Il faut également noter que l’une des erreurs la plus grave tendant à faire régresser le droit
coutumier africain par le colonisateur, c’est d’avoir détruit toutes les anciennes valeurs
africaines sans les avoir remplacées par des valeurs nouvelles supérieures. Au lieu d’adapter
le droit coutumier aux circonstances nouvelles, comme il aurait été nécessaire,
l’administration coloniale a travaillé de manière à le figer, à le scléroser ; ce qui constitue un
obstacle notoire entraînant sa régression. Par ailleurs, il faut également noter que la
coutume est en général imprécise, ce qui peut être une cause d’insécurité pour les intéressés.

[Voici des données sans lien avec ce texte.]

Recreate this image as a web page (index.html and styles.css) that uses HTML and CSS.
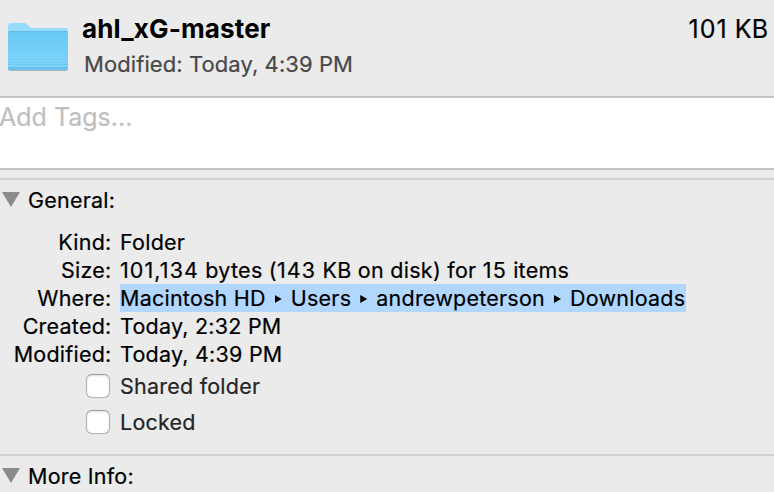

Vue sa nature particulière, le droit coutumier africain varie suivant les lieux, les professions,
les milieux sociaux, ce qui peut être néfaste pour l’unité politique d’un pays. Ce qui revient à
dire que la coutume ne peut réaliser des reformes rapides puisque l’usage ne devient
coutume que quand il a duré assez longtemps. On peut donc déduire de ce qui précède
qu’aucune nation ne peut vivre sans coutume, mais compte tenu des réalités sociales du
monde actuel, il faut une certaine adaptation des règles coutumières aux réalités
contemporaines pour promouvoir un processus de développement loin des handicaps
engendrés par la coutume et ce, en écartant les règles coutumières dépassées.